Abstract

In recent decades Los Angeles has emerged as a dynamic national center of organization and advocacy for low-wage workers in the United States. This edited volume, written by scholars, graduate students, and current and former local activists, brings together valuable accounts of this remarkable movement, providing an inside view of the world of worker centers, immigrants’ rights groups, and public campaigns at the forefront of low-wage labor organizing. According to the editors, what makes the “L.A. model” distinctive is the dense networking and interaction among local activists and organizations that share a broad strategic repertoire and history of cooperation, and the development of a mutual learning and support relationship between these groups and more established union organizations. These innovations have succeeded in winning support among the enormous population of immigrant and undocumented workers in the metropolitan Los Angeles labor force.
The book is organized thematically into three parts that analyze community-based and activist organizations, campaigns focused on industries and occupational groups, and alliances with the larger union labor movement. In Part I, chapters by Jong Bum Kwon on the Koreatown Immigrant Workers Alliance (KIWA) and Nazgol Ghandnoosh on the Pilipino Workers’ Center (PWC) discuss how these organizations negotiate a mix of labor, ethnic, and transnational identities in their respective communities. Kwon, for example, argues that KIWA relies on public demonstrations to contest the cultural narrative of Koreatown as an entrepreneurial enclave. In a chapter on the Coalition for Humane Immigrant Rights in Los Angeles (CHIRLA), Caitlin Patler documents the cross-ethnic coalition-building achieved through various advocacy and legislative reform campaigns for immigrants’ rights. CHIRLA has also served as an important source of support for other groups like KIWA and has helped foster the creation of new organizations and networks like the Multiethnic Immigrant Worker Organizing Network (MIWON) and the National Day Laborer Organizing Network (NDLON). In one sense, the constituent groups have had to develop co-operative ties in order to manage the intense competition for scarce resources among non-profit community organizations. Their critical mass of relationships and experience, however, has strengthened the capacity of the overall movement to take on larger challenges.

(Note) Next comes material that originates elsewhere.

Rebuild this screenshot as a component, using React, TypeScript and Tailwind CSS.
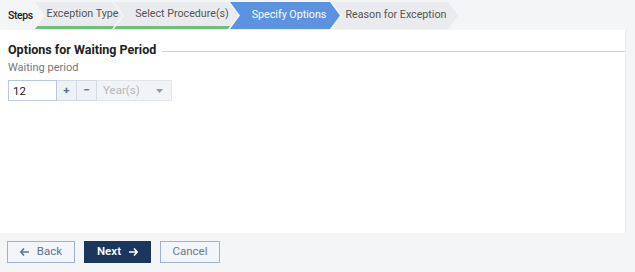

The chapters in Part II examine more closely the campaigns of specific groups of workers, including taxi drivers, car wash workers, day laborers, and garment workers. Many of these campaigns focus on enforcing minimum legal standards and protections for workers in sectors where violations of such laws are common. The venues for engagement and struggle, then, often take political form outside the workplace, targeting regulatory processes or legislative arenas in city, county, or state government. The authors emphasize that traditional legal advocacy tactics cannot succeed without being accompanied by the mobilization of workers and the community. In turn, however, the chapters show the ways that popular support and institutional leverage are not mutually exclusive strategies, but must go hand-in-hand.
Worker centers, legal advocacy, and community mobilization are non-union strategies for governing low-wage labor markets. The chapters in Part III, however, show that they can also intersect and provide crucial support for campaigns for unionization and collective bargaining rights. Joshua Bloom’s chapter on the Service Employees International Union drive among African American security officers usefully reminds us that community campaigns are not limited to immigrant workers. In the course of the campaign, union and community leaders mobilized discourses of race as well as labor, and worked to overcome organizational tensions between the union and its allies in order to build a deeper, more lasting alliance. In a chapter on UNITE HERE’s campaign among workers in the hotels near Los Angeles International Airport (LAX), Forrest Stuart shows how the union used protest tactics to dramatize the issues and win not only union recognition and contracts at several hotels but also city ordinances for a living wage and other worker protections. These and other case studies in the book show how organizers have worked to find alternative arenas or create new institutional spaces to bring public attention to low-wage workers and help govern their labor markets.
On the whole the book is well-written, with a sense of immediate immersion in the campaigns, though the proliferation of organizational and legislative acronyms can be confusing. Groups and individuals show up repeatedly across the chapters, supporting the book’s thesis of network density but also giving it somewhat of an insider feel. Most of the authors adopt a movement-centered, strategic organizing perspective, but it would have been good also to turn the focus outward to the broader structural and institutional terrain, the particular conjuncture of urban economic, demographic, and social forces, and the range of opportunities in the local political context. This would have allowed for a better comparative analysis of the “L.A. model” and how its specific features may or may not be replicable beyond the unique conditions of Los Angeles.
Finally, as editor Ruth Milkman acknowledges in her introduction, the worker centers and advocacy groups discussed here rely mainly on generating publicity and building community support to bring pressure on employers and prompt intervention by the state. They rarely have the capacity to maintain a large membership base, and they are far from having achieved a new, stable institutional order. They are part of a leading edge of organizational innovation focusing on largely unrepresented workers, and they contribute to an exploration of ways the American labor movement might be able to “re-democratize” the workplace and the economy. Working for Justice offers a valuable set of case studies that should interest not only labor specialists but also urban sociologists, political scientists, social movement scholars, and students of immigrant incorporation and racial and ethnic formation in the United States.